Things get harder when you start building regression trees. I attempted it but my Julia knowledge is rather lacking and it is reflected in my poor code decision, which just seems to be scrappily put together:

type RegressionTree <: Learner
    # this implementation focuses on variance spits instead of entropy or gini impurity
    # arrays are split as follows, where index...:
    # 1 : is the index of the parent node, 0 implies it is the root node
    # 2 : 1, if condition in parent node was satified, 0 if it wasn't
    # 3 : is the variable (by column index) that we should split on 
    # 4 : is the value of the split. Will always assume that we are interested in predicate pattern value > ?
    decisionTree
    dataX
    dataY
    
    
    function RegressionTree(X, y, depth)
        function getSubset(decisionTree, X, y, leaf)    
            # traverses through the decision tree to get the subset applicable to the
            # current branch
            if leaf == 1      
                return X, y
            else
                parent   = decisionTree[leaf, 1]
                isParent = decisionTree[leaf, 2]
                col      = decisionTree[parent, 3]
                var      = decisionTree[parent, 4]  

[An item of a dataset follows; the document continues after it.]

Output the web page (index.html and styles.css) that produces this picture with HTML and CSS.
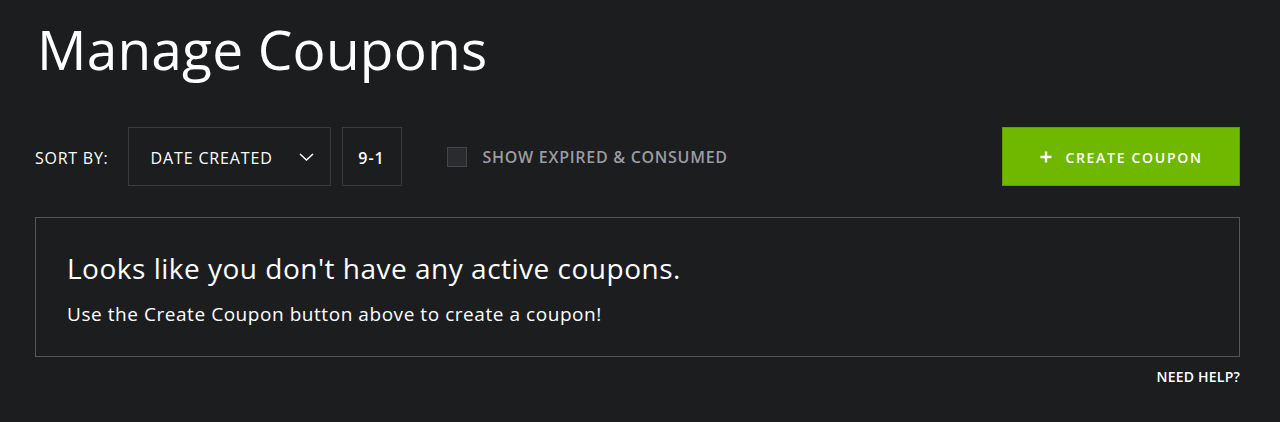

                if isParent == 1
                    subsetX = X[X[:, col] .> var, :]
                    subsety = y[X[:, col] .> var, :]
                else
                    subsetX = X[X[:, col] .< var, :]
                    subsety = y[X[:, col] .< var, :]
                end
                return getSubset(decisionTree, subsetX, subsety, parent)
            end
        end
        
        function getBestVariance(xs, y)
            # takes in the vector and response, and outputs the optimal value
            # to split on and the variance criteria amount.
            if size(xs)[1] == 0
                return [0, 0] 
            end
            
            colTable = zeros(size(xs)[1], 2)
            for (row, x) in enumerate(xs)
                g1 = sum(abs2(xs[xs .> x] - y[xs .> x]))
                g2 = sum(abs2(xs[!(xs .> x)] - y[!(xs .> x)]))
                
                #g1 = 0 ? g1 == [] : g1
                #g2 = 0 ? g1 == [] : g1

                colTable[Int(row), 1] = g1 + g2
                colTable[Int(row), 2] = x
            end          

            return colTable[[Int(sortperm(colTable[:, 1])[1])], :]
        end
                
        this = new()
        this.dataX = X
        this.dataY = y
       
        # size can be predetermined as described in comments above
        # we can also fill things out;
        
        # depth 2
        #0 1 0 0
        #1 1
        #1 0
        #2 1 
        #2 0
        #3 1
        #3 0
        
        # depth 3
        #0 1 0 0
        #1 1
        #1 0
        #2 1 
        #2 0
        #3 1
        #3 0        
        #4
        #4
        #5
        #5
        #6
        #6
        #7
        #7
        
        this.decisionTree = zeros(2^depth-1, 4) 
        this.decisionTree[2:size(this.decisionTree)[1], 1] = vcat({i * ones(2) for i in 1:(size(this.decisionTree)[1])/2}...)
        this.decisionTree[2:size(this.decisionTree)[1], 2] = repmat([1, 0], Int((size(this.decisionTree)[1]-1)/2))
        
        # now fill in the tree; for simplicity we will always fill to the full depth
        # in practise it isn't this simplistic.
        for branch in 1:size(this.decisionTree)[1]            
            println(branch)
            subsetX, subsety = getSubset(this.decisionTree, X, y, branch)
            
            varTable = zeros(size(subsetX)[2], 3)
            varTable[:,1] = 1:size(subsetX)[2]
            
            # 1 : best split
            # 2 : variance number
            # calculate best split location.            
            for column in 1:size(subsetX)[2]
                cols = subsetX[:, column]
                varTable[column, 2:3] = getBestVariance(cols, subsety)
            end
            
            bestSplit = varTable[[sortperm(varTable[:, 2])][1], :]
            this.decisionTree[branch, 3] = bestSplit[1]
            this.decisionTree[branch, 4] = bestSplit[3]            
        end
        this
    end
end

Extending on this, we can further using bagging and boosting. This won’t be shown here in Julia, but the idea in Python is somewhat straightforward. Simply resample the points based on the classification error; if the classification error is high, then increase the sampling probability.